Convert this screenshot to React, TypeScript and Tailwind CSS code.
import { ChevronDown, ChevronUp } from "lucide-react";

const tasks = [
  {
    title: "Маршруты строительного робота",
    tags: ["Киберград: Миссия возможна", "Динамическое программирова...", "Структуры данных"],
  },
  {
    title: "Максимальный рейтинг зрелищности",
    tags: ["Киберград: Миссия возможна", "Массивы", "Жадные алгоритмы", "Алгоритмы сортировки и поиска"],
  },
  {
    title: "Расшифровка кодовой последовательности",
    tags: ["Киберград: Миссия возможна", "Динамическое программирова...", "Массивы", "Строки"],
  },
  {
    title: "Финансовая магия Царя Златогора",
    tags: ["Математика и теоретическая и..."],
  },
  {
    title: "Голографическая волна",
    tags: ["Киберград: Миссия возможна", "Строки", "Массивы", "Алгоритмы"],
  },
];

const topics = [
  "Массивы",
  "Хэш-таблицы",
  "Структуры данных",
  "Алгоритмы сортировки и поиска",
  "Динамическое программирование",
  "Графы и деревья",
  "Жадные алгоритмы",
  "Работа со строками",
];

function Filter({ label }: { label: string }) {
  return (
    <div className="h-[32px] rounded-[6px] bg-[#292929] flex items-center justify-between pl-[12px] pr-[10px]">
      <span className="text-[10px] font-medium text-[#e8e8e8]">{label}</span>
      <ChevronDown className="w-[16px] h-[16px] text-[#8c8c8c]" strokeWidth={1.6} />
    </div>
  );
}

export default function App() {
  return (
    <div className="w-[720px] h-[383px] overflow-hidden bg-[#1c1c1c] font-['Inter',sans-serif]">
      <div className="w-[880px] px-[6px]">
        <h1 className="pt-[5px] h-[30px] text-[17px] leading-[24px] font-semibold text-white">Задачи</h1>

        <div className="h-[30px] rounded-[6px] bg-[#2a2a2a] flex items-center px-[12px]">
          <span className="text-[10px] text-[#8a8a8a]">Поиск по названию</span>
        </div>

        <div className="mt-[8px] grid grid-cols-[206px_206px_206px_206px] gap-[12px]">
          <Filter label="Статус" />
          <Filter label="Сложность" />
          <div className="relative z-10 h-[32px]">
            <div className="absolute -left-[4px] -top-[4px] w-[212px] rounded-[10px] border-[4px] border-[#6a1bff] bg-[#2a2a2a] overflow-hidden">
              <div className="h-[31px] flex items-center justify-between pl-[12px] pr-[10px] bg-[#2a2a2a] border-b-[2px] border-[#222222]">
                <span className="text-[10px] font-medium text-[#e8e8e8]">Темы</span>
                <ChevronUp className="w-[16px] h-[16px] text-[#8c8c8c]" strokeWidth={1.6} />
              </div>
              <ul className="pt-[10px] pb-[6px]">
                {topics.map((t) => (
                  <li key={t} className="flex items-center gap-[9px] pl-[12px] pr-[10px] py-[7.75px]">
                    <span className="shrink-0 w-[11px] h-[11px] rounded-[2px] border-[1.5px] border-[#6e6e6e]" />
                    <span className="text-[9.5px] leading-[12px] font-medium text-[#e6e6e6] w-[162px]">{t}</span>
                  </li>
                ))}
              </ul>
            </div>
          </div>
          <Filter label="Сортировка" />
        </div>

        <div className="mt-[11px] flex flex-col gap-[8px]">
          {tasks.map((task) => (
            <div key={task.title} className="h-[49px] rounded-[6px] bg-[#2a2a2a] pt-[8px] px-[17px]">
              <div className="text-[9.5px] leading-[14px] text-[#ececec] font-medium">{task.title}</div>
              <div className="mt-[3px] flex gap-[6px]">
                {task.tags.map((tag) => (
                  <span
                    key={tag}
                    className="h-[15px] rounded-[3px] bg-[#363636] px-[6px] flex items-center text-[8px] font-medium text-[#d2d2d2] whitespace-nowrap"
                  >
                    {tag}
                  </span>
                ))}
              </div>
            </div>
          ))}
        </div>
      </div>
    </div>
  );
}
...
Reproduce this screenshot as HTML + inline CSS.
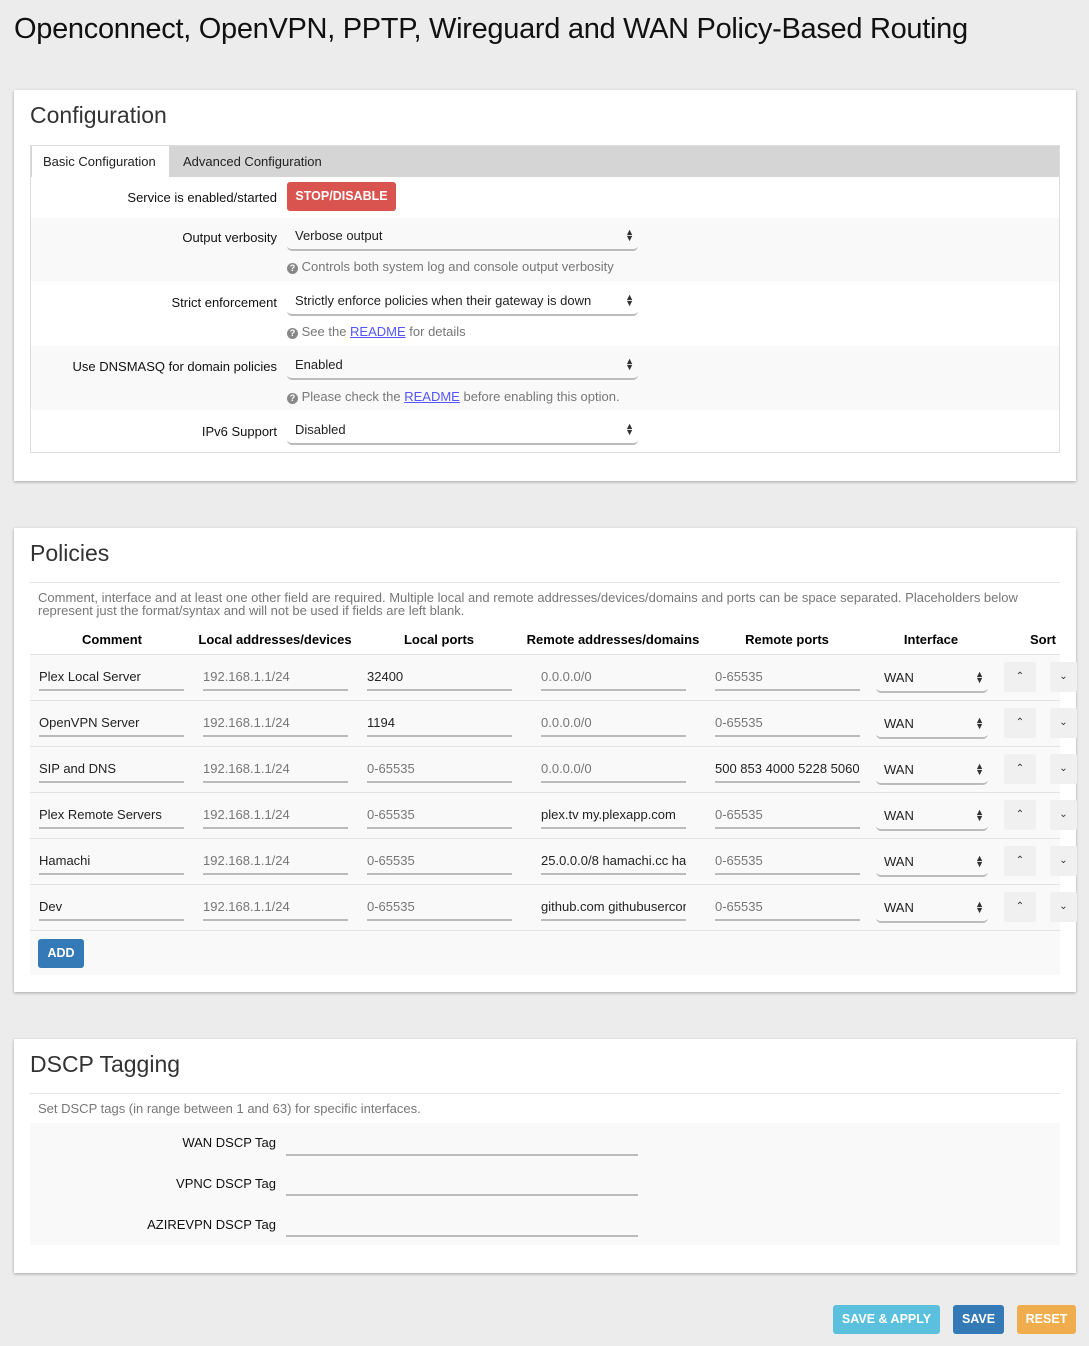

▸ **Challenge**: Reproduce each line from the records that contains the word "this".

▸ **Correct result**:
Convert this screenshot to React, TypeScript and Tailwind CSS code.
Reproduce this screenshot as HTML + inline CSS.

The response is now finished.